** Begin Information provided **

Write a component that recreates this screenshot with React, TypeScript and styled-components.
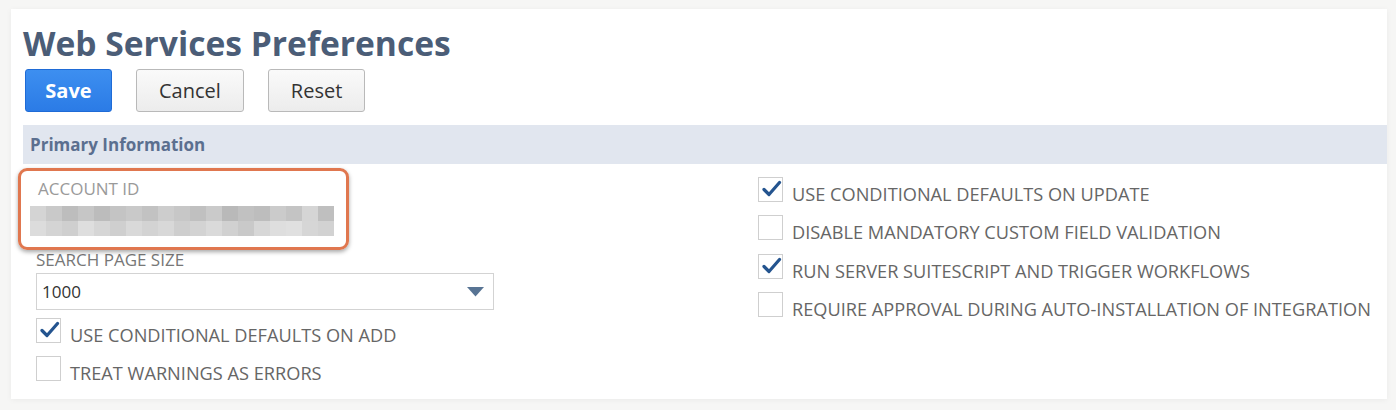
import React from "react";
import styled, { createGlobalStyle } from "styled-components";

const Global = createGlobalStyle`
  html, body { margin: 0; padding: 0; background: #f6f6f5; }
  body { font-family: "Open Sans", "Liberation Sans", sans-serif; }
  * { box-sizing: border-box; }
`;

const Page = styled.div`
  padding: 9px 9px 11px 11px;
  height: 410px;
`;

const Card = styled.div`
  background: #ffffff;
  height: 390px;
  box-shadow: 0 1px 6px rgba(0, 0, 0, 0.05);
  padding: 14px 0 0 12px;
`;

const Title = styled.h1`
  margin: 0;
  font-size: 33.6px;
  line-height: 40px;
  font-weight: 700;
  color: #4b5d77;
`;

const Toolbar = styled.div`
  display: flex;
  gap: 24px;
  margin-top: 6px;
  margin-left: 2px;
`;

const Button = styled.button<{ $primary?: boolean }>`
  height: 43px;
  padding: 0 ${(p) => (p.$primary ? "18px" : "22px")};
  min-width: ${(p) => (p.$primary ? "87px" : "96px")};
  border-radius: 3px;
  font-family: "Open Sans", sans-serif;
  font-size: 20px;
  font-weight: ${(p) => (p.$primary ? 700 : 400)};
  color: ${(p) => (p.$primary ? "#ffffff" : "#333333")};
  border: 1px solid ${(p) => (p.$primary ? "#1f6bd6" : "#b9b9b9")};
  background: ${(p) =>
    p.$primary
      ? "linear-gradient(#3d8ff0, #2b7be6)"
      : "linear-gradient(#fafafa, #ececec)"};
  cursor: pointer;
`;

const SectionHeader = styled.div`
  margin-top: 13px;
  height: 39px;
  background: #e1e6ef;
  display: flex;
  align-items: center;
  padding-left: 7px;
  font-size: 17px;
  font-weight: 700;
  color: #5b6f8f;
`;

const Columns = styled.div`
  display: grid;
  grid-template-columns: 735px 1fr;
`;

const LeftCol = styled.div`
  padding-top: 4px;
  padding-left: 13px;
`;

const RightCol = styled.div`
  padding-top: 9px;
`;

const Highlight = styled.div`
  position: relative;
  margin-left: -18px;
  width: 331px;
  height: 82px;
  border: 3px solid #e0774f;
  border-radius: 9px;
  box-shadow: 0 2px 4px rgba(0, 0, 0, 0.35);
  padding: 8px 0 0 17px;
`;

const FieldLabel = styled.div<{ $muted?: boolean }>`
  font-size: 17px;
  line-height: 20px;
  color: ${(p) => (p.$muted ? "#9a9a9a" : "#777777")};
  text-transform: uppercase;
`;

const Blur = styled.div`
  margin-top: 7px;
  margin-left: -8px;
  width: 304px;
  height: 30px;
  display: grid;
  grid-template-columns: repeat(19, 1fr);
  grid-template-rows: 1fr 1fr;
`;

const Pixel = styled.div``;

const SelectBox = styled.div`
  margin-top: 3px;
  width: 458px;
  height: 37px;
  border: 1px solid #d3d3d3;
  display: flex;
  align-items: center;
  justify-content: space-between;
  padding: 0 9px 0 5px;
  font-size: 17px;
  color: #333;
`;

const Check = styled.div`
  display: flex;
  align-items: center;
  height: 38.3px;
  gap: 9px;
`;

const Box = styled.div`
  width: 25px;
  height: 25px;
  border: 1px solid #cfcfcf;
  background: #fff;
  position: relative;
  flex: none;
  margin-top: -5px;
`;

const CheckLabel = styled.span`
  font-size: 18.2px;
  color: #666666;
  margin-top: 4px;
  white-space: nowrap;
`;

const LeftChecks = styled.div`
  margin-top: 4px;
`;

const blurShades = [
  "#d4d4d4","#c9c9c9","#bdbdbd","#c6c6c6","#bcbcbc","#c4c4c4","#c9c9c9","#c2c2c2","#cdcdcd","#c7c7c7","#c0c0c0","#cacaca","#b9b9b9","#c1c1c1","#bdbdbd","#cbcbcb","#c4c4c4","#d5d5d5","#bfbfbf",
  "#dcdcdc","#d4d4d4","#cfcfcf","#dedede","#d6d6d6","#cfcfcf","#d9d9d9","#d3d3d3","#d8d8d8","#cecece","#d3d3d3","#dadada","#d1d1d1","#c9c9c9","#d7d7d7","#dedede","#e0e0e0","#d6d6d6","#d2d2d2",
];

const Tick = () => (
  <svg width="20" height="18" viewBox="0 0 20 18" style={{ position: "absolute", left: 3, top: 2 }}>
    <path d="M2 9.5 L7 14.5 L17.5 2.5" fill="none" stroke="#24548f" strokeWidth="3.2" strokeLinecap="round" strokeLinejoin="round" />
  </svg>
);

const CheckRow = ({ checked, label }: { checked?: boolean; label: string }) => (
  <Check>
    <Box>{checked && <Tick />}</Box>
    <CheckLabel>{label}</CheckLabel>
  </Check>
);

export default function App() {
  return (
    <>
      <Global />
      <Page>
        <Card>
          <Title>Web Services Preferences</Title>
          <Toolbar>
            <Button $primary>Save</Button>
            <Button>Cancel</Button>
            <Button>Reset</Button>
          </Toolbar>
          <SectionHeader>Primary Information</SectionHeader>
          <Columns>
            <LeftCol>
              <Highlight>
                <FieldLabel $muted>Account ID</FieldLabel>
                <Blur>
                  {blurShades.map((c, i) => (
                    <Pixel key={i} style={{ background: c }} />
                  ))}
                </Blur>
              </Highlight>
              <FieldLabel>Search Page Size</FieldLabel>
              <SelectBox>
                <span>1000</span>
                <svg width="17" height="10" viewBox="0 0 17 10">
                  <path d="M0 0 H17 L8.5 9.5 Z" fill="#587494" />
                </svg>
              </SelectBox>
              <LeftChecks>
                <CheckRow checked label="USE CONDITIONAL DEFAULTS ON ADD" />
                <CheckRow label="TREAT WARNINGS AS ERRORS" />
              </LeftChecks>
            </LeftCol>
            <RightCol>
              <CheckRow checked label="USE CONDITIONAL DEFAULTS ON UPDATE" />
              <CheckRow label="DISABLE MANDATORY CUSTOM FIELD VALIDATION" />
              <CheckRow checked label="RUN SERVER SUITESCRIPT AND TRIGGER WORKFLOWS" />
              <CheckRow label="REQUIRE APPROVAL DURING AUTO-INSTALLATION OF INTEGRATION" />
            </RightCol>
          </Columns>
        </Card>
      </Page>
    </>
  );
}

** End Information provided **

**Problem statement:**
Every line of the data above should be quoted exactly. Omit the pictures.

**Task output:**
Write a component that recreates this screenshot with React, TypeScript and styled-components.
import React from "react";
import styled, { createGlobalStyle } from "styled-components";

const Global = createGlobalStyle`
  html, body { margin: 0; padding: 0; background: #f6f6f5; }
  body { font-family: "Open Sans", "Liberation Sans", sans-serif; }
  * { box-sizing: border-box; }
`;

const Page = styled.div`
  padding: 9px 9px 11px 11px;
  height: 410px;
`;

const Card = styled.div`
  background: #ffffff;
  height: 390px;
  box-shadow: 0 1px 6px rgba(0, 0, 0, 0.05);
  padding: 14px 0 0 12px;
`;

const Title = styled.h1`
  margin: 0;
  font-size: 33.6px;
  line-height: 40px;
  font-weight: 700;
  color: #4b5d77;
`;

const Toolbar = styled.div`
  display: flex;
  gap: 24px;
  margin-top: 6px;
  margin-left: 2px;
`;

const Button = styled.button<{ $primary?: boolean }>`
  height: 43px;
  padding: 0 ${(p) => (p.$primary ? "18px" : "22px")};
  min-width: ${(p) => (p.$primary ? "87px" : "96px")};
  border-radius: 3px;
  font-family: "Open Sans", sans-serif;
  font-size: 20px;
  font-weight: ${(p) => (p.$primary ? 700 : 400)};
  color: ${(p) => (p.$primary ? "#ffffff" : "#333333")};
  border: 1px solid ${(p) => (p.$primary ? "#1f6bd6" : "#b9b9b9")};
  background: ${(p) =>
    p.$primary
      ? "linear-gradient(#3d8ff0, #2b7be6)"
      : "linear-gradient(#fafafa, #ececec)"};
  cursor: pointer;
`;

const SectionHeader = styled.div`
  margin-top: 13px;
  height: 39px;
  background: #e1e6ef;
  display: flex;
  align-items: center;
  padding-left: 7px;
  font-size: 17px;
  font-weight: 700;
  color: #5b6f8f;
`;

const Columns = styled.div`
  display: grid;
  grid-template-columns: 735px 1fr;
`;

const LeftCol = styled.div`
  padding-top: 4px;
  padding-left: 13px;
`;

const RightCol = styled.div`
  padding-top: 9px;
`;

const Highlight = styled.div`
  position: relative;
  margin-left: -18px;
  width: 331px;
  height: 82px;
  border: 3px solid #e0774f;
  border-radius: 9px;
  box-shadow: 0 2px 4px rgba(0, 0, 0, 0.35);
  padding: 8px 0 0 17px;
`;

const FieldLabel = styled.div<{ $muted?: boolean }>`
  font-size: 17px;
  line-height: 20px;
  color: ${(p) => (p.$muted ? "#9a9a9a" : "#777777")};
  text-transform: uppercase;
`;

const Blur = styled.div`
  margin-top: 7px;
  margin-left: -8px;
  width: 304px;
  height: 30px;
  display: grid;
  grid-template-columns: repeat(19, 1fr);
  grid-template-rows: 1fr 1fr;
`;

const Pixel = styled.div``;

const SelectBox = styled.div`
  margin-top: 3px;
  width: 458px;
  height: 37px;
  border: 1px solid #d3d3d3;
  display: flex;
  align-items: center;
  justify-content: space-between;
  padding: 0 9px 0 5px;
  font-size: 17px;
  color: #333;
`;

const Check = styled.div`
  display: flex;
  align-items: center;
  height: 38.3px;
  gap: 9px;
`;

const Box = styled.div`
  width: 25px;
  height: 25px;
  border: 1px solid #cfcfcf;
  background: #fff;
  position: relative;
  flex: none;
  margin-top: -5px;
`;

const CheckLabel = styled.span`
  font-size: 18.2px;
  color: #666666;
  margin-top: 4px;
  white-space: nowrap;
`;

const LeftChecks = styled.div`
  margin-top: 4px;
`;

const blurShades = [
  "#d4d4d4","#c9c9c9","#bdbdbd","#c6c6c6","#bcbcbc","#c4c4c4","#c9c9c9","#c2c2c2","#cdcdcd","#c7c7c7","#c0c0c0","#cacaca","#b9b9b9","#c1c1c1","#bdbdbd","#cbcbcb","#c4c4c4","#d5d5d5","#bfbfbf",
  "#dcdcdc","#d4d4d4","#cfcfcf","#dedede","#d6d6d6","#cfcfcf","#d9d9d9","#d3d3d3","#d8d8d8","#cecece","#d3d3d3","#dadada","#d1d1d1","#c9c9c9","#d7d7d7","#dedede","#e0e0e0","#d6d6d6","#d2d2d2",
];

const Tick = () => (
  <svg width="20" height="18" viewBox="0 0 20 18" style={{ position: "absolute", left: 3, top: 2 }}>
    <path d="M2 9.5 L7 14.5 L17.5 2.5" fill="none" stroke="#24548f" strokeWidth="3.2" strokeLinecap="round" strokeLinejoin="round" />
  </svg>
);

const CheckRow = ({ checked, label }: { checked?: boolean; label: string }) => (
  <Check>
    <Box>{checked && <Tick />}</Box>
    <CheckLabel>{label}</CheckLabel>
  </Check>
);

export default function App() {
  return (
    <>
      <Global />
      <Page>
        <Card>
          <Title>Web Services Preferences</Title>
          <Toolbar>
            <Button $primary>Save</Button>
            <Button>Cancel</Button>
            <Button>Reset</Button>
          </Toolbar>
          <SectionHeader>Primary Information</SectionHeader>
          <Columns>
            <LeftCol>
              <Highlight>
                <FieldLabel $muted>Account ID</FieldLabel>
                <Blur>
                  {blurShades.map((c, i) => (
                    <Pixel key={i} style={{ background: c }} />
                  ))}
                </Blur>
              </Highlight>
              <FieldLabel>Search Page Size</FieldLabel>
              <SelectBox>
                <span>1000</span>
                <svg width="17" height="10" viewBox="0 0 17 10">
                  <path d="M0 0 H17 L8.5 9.5 Z" fill="#587494" />
                </svg>
              </SelectBox>
              <LeftChecks>
                <CheckRow checked label="USE CONDITIONAL DEFAULTS ON ADD" />
                <CheckRow label="TREAT WARNINGS AS ERRORS" />
              </LeftChecks>
            </LeftCol>
            <RightCol>
              <CheckRow checked label="USE CONDITIONAL DEFAULTS ON UPDATE" />
              <CheckRow label="DISABLE MANDATORY CUSTOM FIELD VALIDATION" />
              <CheckRow checked label="RUN SERVER SUITESCRIPT AND TRIGGER WORKFLOWS" />
              <CheckRow label="REQUIRE APPROVAL DURING AUTO-INSTALLATION OF INTEGRATION" />
            </RightCol>
          </Columns>
        </Card>
      </Page>
    </>
  );
}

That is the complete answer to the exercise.